- Mankillers poster
- Directed by: David A. Prior
- Written by: David A. Prior
- Produced by: David Winters; Bruce Lewin; Peter Yuval;
- Starring: Edd Byrnes; Gail Fisher; Edy Williams; Lynda Aldon; William Zipp; Christine Lunde; Suzanne Tegmann;
- Cinematography: Keith Holland
- Edited by: Alan Carrier
- Music by: Tim Heintz; Tim James; Steve McClintock;
- Distributed by: Action International Pictures; Sony Pictures Entertainment;
- Release date: 1987;
- Running time: 88 minutes
- Country: United States
- Language: English

= Mankillers =

Mankillers, also known as 12 Wild Women, is a 1987 action film written and directed by David A. Prior.

Filmed in 1986 in and around Riverside, California, United States, it was shot back to back with Deadly Prey as part of the newly formed Action International Pictures.

The alternate title notwithstanding, Mankillers actually features fifteen women as members of the titular commando unit, not twelve.

==Plot==
A female CIA agent is assigned to train and lead an all-female combat squad to Colombia to stop a renegade agent who has hired himself out to a drug cartel and white slaver.

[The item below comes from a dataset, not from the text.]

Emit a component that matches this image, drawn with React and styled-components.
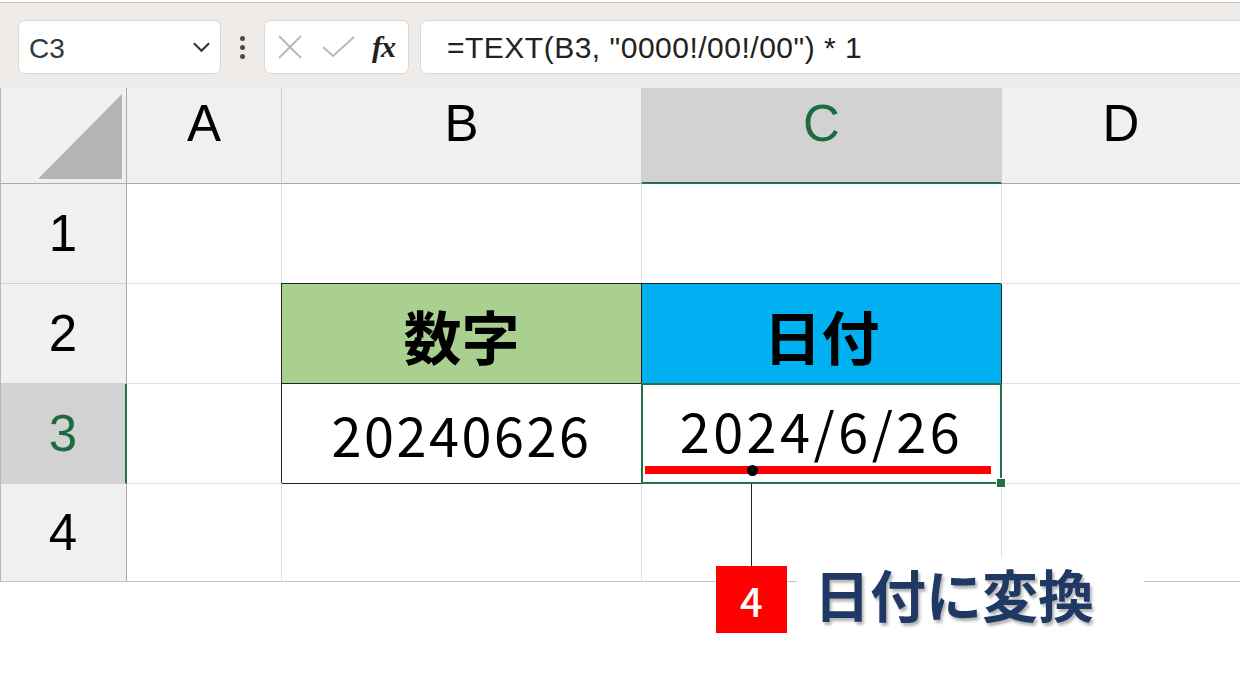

Unfortunately, the agent's recruits consists of prison convicts - murderesses, sociopaths, bank robbers, etc. These women are guaranteed clean slates on their records if the mission is successfully pulled off. Their past "experience" from their criminal endeavors offers them some insight and skill, but most of their mission-specific training will require them to learn team effort, self-sacrifice, and the ability to follow orders and achieve mission objectives.

==Cast==
- Edd Byrnes as Jack Marra
- Gail Fisher as Joan Hanson
- Edy Williams as Sgt. Roberts
- Lynda Aldon as Rachael McKenna
- William Zipp as John Mickland
- Christine Lunde as Maria Rosetti
- Suzanne Tegmann as Terry Davis
- Marilyn Stafford as Roxanne Taylor
- Paul Bruno as Bruno
- Bryan Clark as Williams
- Thyais Walsh as Vicki Thompson
- Bainbridge Scott as Christine Rollins
- Cyndi Domino as Trish Daniels
- Amber Star as K.C. Grimes
- John Taylor as Mannetti
- Sheila Best as Margaret Skinner
- Naomi Delgado as Vannesa Shaw
- Arlene Julian as Lisa Leonardo
- Veronica Carothers as Shannon Smith

==Release==
Mankillers was released on DVD and Blu-ray on September 13, 2016.